El trabajo, en un sentido amplio, “es la actividad humana conducente a generar bienes y servicios para la satisfacción de necesidades”. Por tanto, en las actuales sociedades “desarrolladas” entrarían en esa consideración, tanto los trabajos productivos -los empleos por cuenta ajena o propia y los cooperativos-, acordados contractualmente y remunerados monetariamente, como los trabajos reproductivos, informales y no remunerados – como los “domésticos” y muchos de los dedicados al cuidado de congéneres- y, también, los trabajos voluntarios, que son llevados a cabo con fines solidarios y de reciprocidad.
Es el empleo, no obstante, el subtipo de trabajo que se realiza a cambio de una remuneración en forma de salarios, ganancias o reparto de utilidades, el que ha cobrado la mayor atención, relevancia y dedicación en las culturas económicas capitalistas. Las mejoras y garantías institucionalizadas para el desempeño de las actividades laborales; los conflictos provocados y los avances conseguidos para que las tareas se realicen de modo digno y justo; y los enormes aumentos que la ciencia aplicada ha aportado, en productividad laboral y en facilitación de los empleos más ingratos, no han dejado de ocurrir. A pesar de todo ello, lo cierto es que, hoy por hoy, para la gran mayoría de las poblaciones a lo largo del mundo, se sigue trabajando demasiado, en condiciones azarosas, de forma alienada y con retribuciones escasas.
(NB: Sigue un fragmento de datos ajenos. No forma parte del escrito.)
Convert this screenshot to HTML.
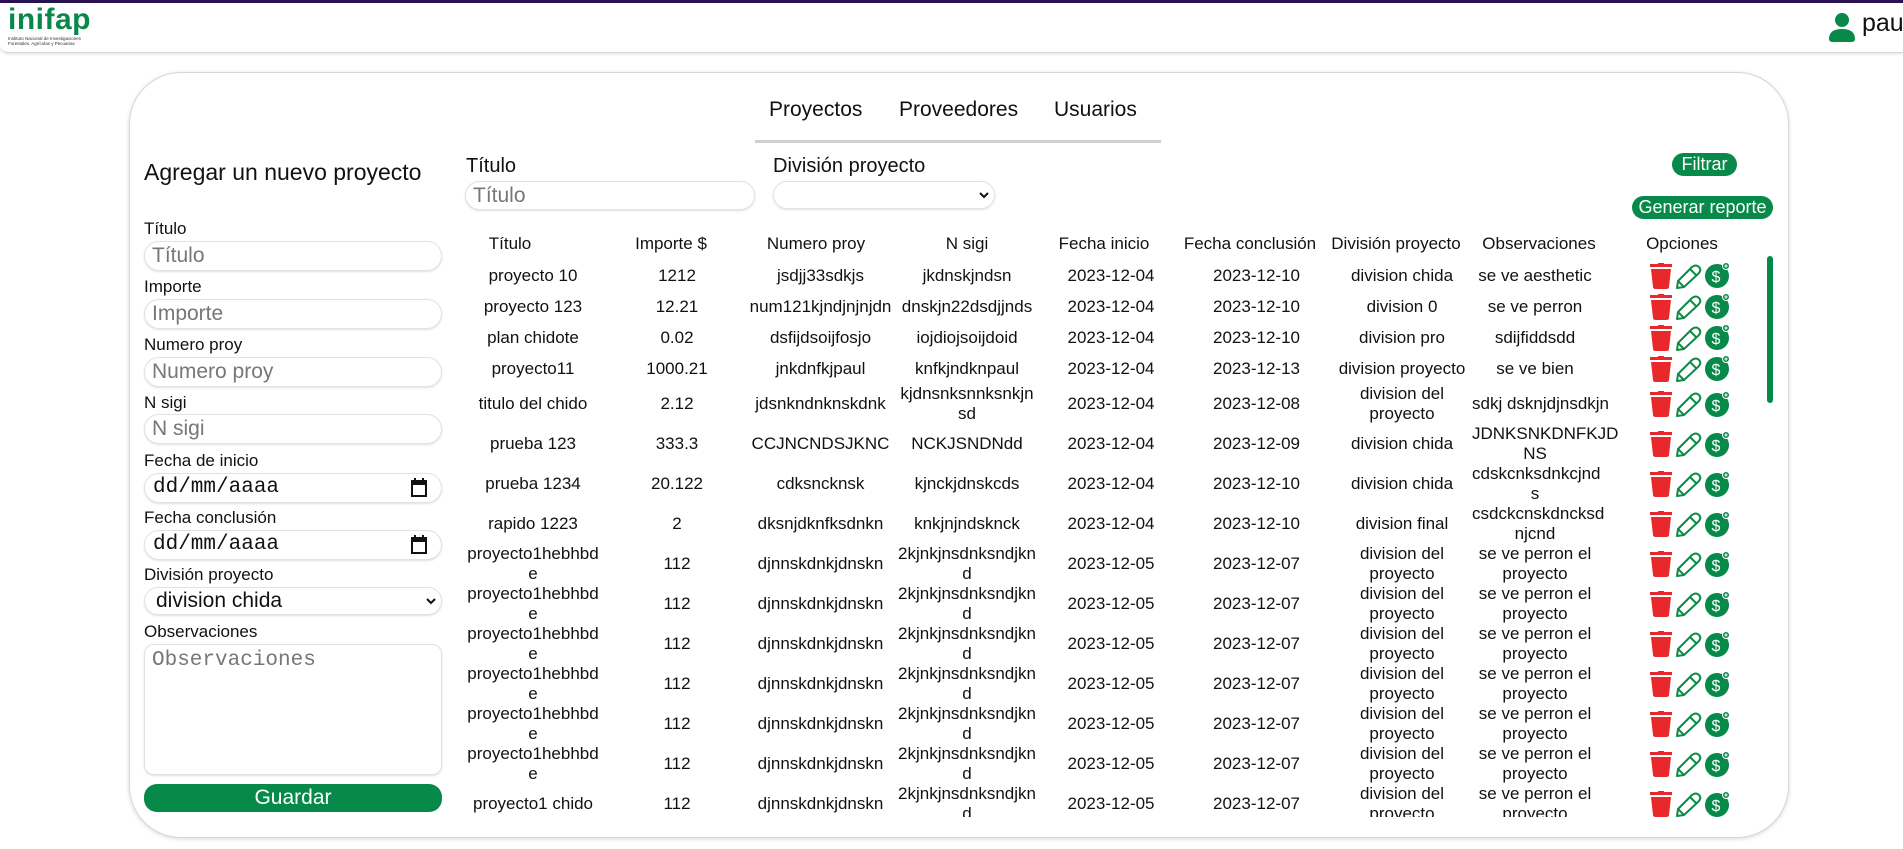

Sin embargo, ésta no es la única manera de ganarse la vida, ni, tampoco, siempre ha sido así. El modo más longevo de supervivencia de la humanidad, el denominado de Caza y Recolección, que aún perdura en algunas de las zonas naturales de la Tierra es el menos exigente en esfuerzos: estando adaptado a nutrirse de los recursos que, naturalmente, aporta la naturaleza circundante, el tiempo y los afanes que, de ordinario, le dedican las comunidades que perviven con esas estrategias de subsistencia, se ha comprobado que son mínimos, comparados con la dedicación que se hace en nuestras modernas sociedades laboralistas.
La ganadería y la agricultura, que permitieron la domesticación y el cultivo, la multiplicación de los excedentes y la sedentarización, aún aumentando en mucho la densidad de las poblaciones, también trabajaban –y trabajan en las sociedades menos intensificadas, muy pocas horas al día. En la antigüedad, con la supremacía de las masculinistas culturas esclavistas, las mujeres y los esclavos cargaban con el peso de los trabajos y, aunque la disponibilidad de las personas domésticas era completa, la dedicación –exceptuando en las actividades muy penosas e inhumanas- resultaba bastante laxa. En la Edad Media el trabajo tampoco era una actividad central en las sociedades. En los ambientes rurales y en los urbanos abundaban los días festivos: un gremio de artesanos, como los de la ciudad de París, tenía unos 194 días hábiles al año.
Es en la Modernidad cuando en algunos reinos europeos se introduce un enorme cambio en la valoración social del trabajo, pues se empieza a considerar una actividad virtuosa. En los inicios de la primera industrialización se impuso el muy intensivo, jerarquizado y autoritario modelo fabril y la parcelación de las tareas al servicio del maquinismo. Esta esforzada ética del trabajo, a beneficio de las élites extractivas, fue incentivada, con el consumismo, durante todo el siglo XX, tanto en las áreas geopolíticas de influencia del capitalismo como en las del socialismo. Está claro: si no tuviéramos que alimentar a tantos vampiros y nos condujéramos más solidariamente en el reparto de los esfuerzos y de los frutos, podríamos tumbarnos al sol mucho más a menudo. A ver pasar los días, que la vida es corta.